Procedural languages are generally well understood; their constructs are by now standard, and their formal underpinnings are solid. The fundamental features of these languages have been distilled into formalisms that prove useful in identifying and explaining issues of implementation, static analysis, semantics, and verification.

An analogous understanding has not yet emerged for object-oriented languages. There is no widespread agreement on a collection of basic constructs and on their properties. Consequently, practical object-oriented languages often support disparate features and programming techniques with little concern for orthogonality. This situation might improve if we had a better understanding of the foundations of object-oriented languages.

Various calculi of functions (-calculi) have been used as foundations for procedural languages. It is natural to attempt to use those same calculi for object-oriented languages. Unfortunately, there always seems to be a mismatch when one tries to model objects with functions. This mismatch is manageable for untyped languages, but becomes a serious obstacle when one attempts to explain typed object-oriented languages in terms of typed function calculi.

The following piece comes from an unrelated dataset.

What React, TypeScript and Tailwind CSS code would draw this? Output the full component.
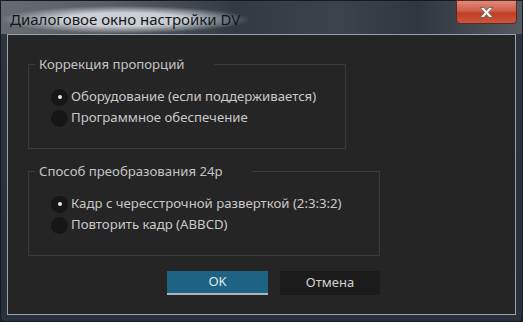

In this book, we take a different approach. Instead of taking functions as primitive and struggling with complex encodings of objects as functions, we take objects as primitive and concentrate on the intrinsic rules that objects should obey. We introduce object calculi and develop a theory of objects around them. These object calculi are as simple as function calculi, but represent objects directly.

Our theory of objects clarifies the general principles of object-oriented languages. Understanding those general principles can be helpful to those studying or designing programming languages. The theory suggests how to interpret existing constructions, and how to create and assess new ones. It also provides tools for reasoning about languages (existing or new), in particular for soundness proofs.

Using object calculi, we explain both the semantics of objects and their typing rules. We account for a range of object-oriented concepts, such as self, dynamic dispatch, classes, inheritance, prototyping, subtyping, covariance and contravariance, and method specialization. Because of the compactness of object calculi, we hope that they will serve as a convenient basis for further research on specification, verification, and analysis of object-oriented programs.

The book begins with an informal review of object-oriented concepts, where we aim to describe and categorize the fundamental features of object-oriented languages. The main distinction we make is between class-based and object-based languages. Object-based languages simplify and generalize class-based languages by reducing classes to more primitive notions. Our object calculi are loosely modeled after object-based languages, but are even more primitive.

After the review, the main body of the book is divided into three parts where we discuss semantic, typing, and programming structures of increasing sophistication. At the end of each of the three parts, we present an object-oriented programming language that embodies the main features considered in that part. Given some familiarity with our notation, these languages should be understandable independently of the more formal material. For each language, we give an interpretation into one of our object calculi, establishing the correctness of the language's type system.

In Part I of the book we begin the development of our theory by introducing a tiny untyped object calculus. This is a calculus where the only entities are objects and object operations, with a built-in notion of self. In a sense, this calculus embodies the Smalltalk credo that anything can be modeled as an object. We go even further than Smalltalk by showing that objects can represent functions and numbers, and that classes can be programmed from objects. Several important variants of classes arise naturally.

After studying the untyped object calculus, we associate various type structures with it. We consider, in particular, object types, recursive types, subtyping, and dynamic types. These basic type constructions give us a type system rich enough to interpret a first object-oriented language. This language is, in rough terms, similar to languages such as Simula and Modula-3. Although lacking much of the convenience of common languages, it is remarkably expressive in that it integrates class-based and object-based notions.

In Parts II and III we move beyond basic type constructions and we investigate the Self type (the type of self). This topic brings us into the realm of polymorphism, data abstraction, and type operators. We review standard constructions that type theory provides to model these concepts, and incorporate them into our object calculi. We also give typing rules for the Self type and prove their correctness, in the context of both calculi and languages.

The Self type often occurs only as the type of the results of methods. We show that, in this special case, it can be understood through a combination of data abstraction and type recursion, and that method inheritance requires polymorphism. The general case where the Self type may occur in argument positions is also important; it arises in the presence of binary methods, which take arguments of the type of self. The programming and typing constructions related to binary methods are still in flux. Nonetheless, we show how to analyze them using fairly standard constructions from type theory. We conclude Parts II and III with two object-oriented languages that incorporate the Self type, and we discuss their subtle rules.

At the beginning of this Prologue we remarked on a mismatch between objects and functions. In the course of the book we develop a number of ideas and techniques that enable us to assess that mismatch more precisely. Specifically, we consider the problem of translating typed object calculi into typed function calculi. This is, in a sense, the problem of programming in object-oriented style within a typed procedural language. We show that this is possible in principle, given a sufficiently expressive procedural language, but we argue that this would be too inconvenient in practice. Therefore we find that the expressiveness of object-oriented languages cannot be emulated easily by procedural languages.